* REQUEST:
Pull out the lines running from the one with "Emit a component" to the one with "X, Plus, CalendarDays", inclusive, word for word. Drop any picture.

* ENTRIES PROVIDED:
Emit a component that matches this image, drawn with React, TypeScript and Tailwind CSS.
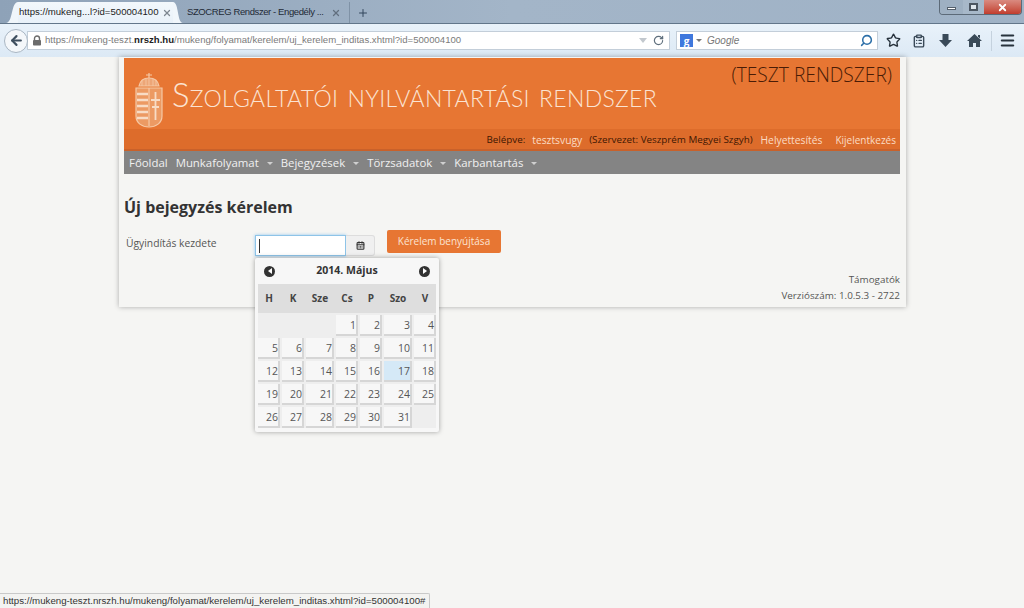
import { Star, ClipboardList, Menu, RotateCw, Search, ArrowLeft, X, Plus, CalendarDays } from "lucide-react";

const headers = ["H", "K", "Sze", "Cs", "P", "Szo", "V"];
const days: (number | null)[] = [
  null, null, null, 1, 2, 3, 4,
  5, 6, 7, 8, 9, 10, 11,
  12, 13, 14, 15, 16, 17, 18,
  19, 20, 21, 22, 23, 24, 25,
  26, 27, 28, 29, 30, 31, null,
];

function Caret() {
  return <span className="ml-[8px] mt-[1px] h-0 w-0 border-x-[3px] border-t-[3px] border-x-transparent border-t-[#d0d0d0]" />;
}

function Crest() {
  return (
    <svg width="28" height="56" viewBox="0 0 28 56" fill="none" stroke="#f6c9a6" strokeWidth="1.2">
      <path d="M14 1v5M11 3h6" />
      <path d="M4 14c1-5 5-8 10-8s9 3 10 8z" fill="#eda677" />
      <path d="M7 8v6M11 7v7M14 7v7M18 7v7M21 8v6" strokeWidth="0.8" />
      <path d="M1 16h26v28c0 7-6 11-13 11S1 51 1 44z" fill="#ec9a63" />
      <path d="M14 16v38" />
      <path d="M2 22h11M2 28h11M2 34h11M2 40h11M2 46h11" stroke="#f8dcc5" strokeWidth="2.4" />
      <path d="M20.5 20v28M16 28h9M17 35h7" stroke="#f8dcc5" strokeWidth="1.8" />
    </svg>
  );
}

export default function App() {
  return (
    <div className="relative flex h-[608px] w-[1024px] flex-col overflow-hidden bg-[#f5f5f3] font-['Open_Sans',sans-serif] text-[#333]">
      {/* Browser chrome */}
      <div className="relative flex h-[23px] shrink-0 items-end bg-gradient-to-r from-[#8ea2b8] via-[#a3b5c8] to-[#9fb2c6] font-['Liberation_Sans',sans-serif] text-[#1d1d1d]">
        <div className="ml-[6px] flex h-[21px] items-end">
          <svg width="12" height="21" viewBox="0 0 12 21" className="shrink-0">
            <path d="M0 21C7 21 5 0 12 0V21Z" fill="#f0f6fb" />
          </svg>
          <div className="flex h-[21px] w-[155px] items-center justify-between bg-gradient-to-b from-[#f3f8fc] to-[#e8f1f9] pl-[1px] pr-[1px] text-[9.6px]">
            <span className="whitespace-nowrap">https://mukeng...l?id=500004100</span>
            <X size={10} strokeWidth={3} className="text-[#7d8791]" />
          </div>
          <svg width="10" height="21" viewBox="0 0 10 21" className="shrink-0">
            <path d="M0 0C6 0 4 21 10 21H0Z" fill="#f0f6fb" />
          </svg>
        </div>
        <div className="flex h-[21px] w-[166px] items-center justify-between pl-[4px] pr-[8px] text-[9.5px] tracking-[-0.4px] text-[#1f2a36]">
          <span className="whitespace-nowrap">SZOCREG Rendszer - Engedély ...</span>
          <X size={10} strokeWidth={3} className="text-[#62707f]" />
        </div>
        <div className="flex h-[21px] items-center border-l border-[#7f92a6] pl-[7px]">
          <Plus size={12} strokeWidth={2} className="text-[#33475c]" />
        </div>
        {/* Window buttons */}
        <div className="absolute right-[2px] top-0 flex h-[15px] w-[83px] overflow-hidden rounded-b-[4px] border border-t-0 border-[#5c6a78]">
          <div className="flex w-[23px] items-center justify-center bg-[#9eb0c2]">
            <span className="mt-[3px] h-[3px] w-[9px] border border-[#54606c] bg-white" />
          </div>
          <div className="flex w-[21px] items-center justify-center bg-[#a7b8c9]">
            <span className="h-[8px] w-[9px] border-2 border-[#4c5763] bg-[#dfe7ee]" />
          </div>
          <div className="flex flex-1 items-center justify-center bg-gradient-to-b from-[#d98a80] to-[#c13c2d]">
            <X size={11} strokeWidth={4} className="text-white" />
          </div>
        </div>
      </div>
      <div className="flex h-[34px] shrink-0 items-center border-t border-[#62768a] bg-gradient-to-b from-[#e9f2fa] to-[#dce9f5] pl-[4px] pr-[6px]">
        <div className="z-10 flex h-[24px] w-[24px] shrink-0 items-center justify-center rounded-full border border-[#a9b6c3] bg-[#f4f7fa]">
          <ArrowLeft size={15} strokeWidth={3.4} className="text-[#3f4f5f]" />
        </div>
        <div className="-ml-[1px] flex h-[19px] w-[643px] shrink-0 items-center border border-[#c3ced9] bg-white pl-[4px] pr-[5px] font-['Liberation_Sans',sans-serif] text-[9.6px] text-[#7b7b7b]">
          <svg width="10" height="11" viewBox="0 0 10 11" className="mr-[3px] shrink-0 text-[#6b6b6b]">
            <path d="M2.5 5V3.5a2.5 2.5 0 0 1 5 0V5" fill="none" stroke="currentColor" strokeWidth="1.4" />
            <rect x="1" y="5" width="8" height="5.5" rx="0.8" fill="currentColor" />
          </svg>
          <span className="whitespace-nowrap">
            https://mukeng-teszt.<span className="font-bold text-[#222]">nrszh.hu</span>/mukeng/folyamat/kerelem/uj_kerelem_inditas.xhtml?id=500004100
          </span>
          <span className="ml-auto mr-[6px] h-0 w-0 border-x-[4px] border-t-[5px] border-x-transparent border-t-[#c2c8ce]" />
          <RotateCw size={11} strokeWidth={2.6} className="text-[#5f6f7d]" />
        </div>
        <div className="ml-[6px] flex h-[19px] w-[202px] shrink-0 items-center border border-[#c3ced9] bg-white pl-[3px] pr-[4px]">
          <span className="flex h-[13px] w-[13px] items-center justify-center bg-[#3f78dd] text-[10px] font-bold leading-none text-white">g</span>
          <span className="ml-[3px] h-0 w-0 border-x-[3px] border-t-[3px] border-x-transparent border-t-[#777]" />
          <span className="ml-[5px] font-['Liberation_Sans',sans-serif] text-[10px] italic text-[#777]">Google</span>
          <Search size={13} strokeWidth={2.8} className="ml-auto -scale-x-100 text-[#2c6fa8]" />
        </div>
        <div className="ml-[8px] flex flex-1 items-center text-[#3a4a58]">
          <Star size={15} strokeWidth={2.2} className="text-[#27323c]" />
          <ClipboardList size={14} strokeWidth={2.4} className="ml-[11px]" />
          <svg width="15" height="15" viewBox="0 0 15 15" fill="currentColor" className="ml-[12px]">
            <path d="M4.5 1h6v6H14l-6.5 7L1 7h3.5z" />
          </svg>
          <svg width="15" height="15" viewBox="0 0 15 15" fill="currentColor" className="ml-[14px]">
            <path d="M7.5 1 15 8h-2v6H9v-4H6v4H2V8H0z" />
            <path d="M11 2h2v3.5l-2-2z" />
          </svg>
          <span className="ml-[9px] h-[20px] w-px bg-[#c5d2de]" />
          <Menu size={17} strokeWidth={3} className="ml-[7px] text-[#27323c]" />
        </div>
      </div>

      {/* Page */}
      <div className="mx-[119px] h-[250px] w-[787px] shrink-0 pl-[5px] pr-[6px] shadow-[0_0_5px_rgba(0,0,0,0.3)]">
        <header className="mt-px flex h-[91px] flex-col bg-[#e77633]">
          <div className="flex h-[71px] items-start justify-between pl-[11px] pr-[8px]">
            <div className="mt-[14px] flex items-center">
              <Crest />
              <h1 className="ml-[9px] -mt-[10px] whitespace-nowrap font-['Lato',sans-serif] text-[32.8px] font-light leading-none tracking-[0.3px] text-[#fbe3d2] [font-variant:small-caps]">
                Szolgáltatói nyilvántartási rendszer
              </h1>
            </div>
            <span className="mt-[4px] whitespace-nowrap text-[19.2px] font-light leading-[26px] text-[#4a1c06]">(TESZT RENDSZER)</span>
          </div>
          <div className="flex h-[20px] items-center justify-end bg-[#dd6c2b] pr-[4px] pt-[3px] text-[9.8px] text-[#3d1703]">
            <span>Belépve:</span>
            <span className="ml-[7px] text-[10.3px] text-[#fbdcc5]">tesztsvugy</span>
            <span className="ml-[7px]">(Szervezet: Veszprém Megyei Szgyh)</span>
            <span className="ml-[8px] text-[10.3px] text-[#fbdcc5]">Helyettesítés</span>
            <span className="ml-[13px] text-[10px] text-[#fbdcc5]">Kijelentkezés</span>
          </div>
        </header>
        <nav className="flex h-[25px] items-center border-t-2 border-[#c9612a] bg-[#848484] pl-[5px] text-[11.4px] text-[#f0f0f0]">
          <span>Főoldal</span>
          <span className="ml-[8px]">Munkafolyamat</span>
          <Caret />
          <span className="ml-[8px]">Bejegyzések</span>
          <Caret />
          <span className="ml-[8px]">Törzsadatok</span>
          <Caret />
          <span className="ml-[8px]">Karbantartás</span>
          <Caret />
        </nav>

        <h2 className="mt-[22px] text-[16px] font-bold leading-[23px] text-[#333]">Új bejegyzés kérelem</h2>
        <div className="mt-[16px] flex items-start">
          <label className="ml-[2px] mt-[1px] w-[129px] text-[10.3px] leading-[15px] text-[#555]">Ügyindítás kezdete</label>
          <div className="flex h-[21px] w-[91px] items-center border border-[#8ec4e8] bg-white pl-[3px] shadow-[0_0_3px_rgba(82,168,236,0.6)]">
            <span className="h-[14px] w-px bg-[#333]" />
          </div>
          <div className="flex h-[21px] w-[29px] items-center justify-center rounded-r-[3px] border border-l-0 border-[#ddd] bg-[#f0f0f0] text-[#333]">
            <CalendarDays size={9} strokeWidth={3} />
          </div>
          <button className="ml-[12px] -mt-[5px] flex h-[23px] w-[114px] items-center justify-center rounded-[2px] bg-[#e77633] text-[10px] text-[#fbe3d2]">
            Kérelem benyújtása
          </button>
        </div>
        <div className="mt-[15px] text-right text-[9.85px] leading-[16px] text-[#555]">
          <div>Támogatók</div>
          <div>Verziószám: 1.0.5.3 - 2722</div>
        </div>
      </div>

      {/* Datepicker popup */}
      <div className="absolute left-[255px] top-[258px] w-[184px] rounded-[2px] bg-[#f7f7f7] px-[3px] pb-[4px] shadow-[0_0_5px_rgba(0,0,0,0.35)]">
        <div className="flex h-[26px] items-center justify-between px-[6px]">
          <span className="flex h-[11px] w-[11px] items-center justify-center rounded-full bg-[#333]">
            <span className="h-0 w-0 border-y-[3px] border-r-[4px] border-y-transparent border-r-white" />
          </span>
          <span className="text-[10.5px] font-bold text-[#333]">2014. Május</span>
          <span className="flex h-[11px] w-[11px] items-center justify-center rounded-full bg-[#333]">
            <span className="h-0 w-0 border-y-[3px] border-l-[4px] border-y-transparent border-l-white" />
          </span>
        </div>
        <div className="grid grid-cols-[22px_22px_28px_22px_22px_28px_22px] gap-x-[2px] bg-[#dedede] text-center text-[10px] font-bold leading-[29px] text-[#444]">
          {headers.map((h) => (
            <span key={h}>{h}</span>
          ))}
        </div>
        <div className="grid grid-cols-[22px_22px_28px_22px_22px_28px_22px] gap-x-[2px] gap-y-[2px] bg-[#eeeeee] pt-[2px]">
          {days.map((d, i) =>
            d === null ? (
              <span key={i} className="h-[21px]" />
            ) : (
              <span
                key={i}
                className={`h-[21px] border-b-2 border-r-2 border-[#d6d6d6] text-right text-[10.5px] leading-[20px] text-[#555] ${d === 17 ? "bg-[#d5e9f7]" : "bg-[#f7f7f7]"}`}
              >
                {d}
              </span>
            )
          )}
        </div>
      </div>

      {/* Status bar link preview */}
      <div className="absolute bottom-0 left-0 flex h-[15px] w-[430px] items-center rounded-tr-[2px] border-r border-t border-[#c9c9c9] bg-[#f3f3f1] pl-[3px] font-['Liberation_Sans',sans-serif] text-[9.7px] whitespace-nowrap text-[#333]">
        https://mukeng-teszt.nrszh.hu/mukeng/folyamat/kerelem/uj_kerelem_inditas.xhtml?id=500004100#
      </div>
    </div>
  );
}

--

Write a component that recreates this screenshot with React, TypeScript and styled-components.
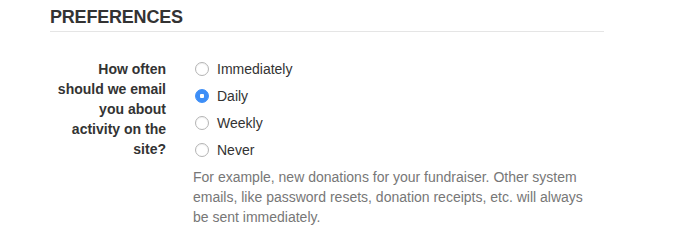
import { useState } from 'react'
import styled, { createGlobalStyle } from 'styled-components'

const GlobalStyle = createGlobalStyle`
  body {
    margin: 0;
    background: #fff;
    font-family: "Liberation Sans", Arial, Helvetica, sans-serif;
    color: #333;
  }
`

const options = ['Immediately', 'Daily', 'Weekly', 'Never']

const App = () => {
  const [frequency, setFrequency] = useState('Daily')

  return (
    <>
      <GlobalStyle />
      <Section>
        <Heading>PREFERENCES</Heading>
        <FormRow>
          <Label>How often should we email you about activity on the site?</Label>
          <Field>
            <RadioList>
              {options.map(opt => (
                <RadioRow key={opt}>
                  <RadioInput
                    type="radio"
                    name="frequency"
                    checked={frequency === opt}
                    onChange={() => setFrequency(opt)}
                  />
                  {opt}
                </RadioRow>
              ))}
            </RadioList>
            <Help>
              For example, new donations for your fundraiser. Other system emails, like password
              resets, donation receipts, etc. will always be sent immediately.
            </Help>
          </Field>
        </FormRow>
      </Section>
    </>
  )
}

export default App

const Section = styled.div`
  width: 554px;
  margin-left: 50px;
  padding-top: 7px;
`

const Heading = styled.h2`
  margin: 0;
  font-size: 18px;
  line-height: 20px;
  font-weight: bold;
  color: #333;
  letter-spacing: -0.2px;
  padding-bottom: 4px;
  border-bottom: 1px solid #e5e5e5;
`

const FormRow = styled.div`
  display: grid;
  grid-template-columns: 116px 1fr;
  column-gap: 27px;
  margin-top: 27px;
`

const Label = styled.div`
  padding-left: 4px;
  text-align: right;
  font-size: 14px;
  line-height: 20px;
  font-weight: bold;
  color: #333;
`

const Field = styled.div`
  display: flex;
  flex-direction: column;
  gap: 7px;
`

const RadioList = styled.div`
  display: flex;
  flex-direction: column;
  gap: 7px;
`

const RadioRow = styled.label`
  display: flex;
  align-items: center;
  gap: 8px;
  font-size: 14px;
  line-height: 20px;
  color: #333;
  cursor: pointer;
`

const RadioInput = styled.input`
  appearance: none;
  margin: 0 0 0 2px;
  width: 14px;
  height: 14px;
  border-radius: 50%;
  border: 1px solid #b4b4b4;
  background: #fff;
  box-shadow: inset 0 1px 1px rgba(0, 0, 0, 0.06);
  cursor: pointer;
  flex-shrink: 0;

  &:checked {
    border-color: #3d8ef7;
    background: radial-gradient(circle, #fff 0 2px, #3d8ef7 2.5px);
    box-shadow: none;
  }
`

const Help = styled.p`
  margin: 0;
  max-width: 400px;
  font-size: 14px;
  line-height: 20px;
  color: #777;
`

* OUTPUT OF THE EXERCISE:
Emit a component that matches this image, drawn with React, TypeScript and Tailwind CSS.
import { Star, ClipboardList, Menu, RotateCw, Search, ArrowLeft, X, Plus, CalendarDays } from "lucide-react";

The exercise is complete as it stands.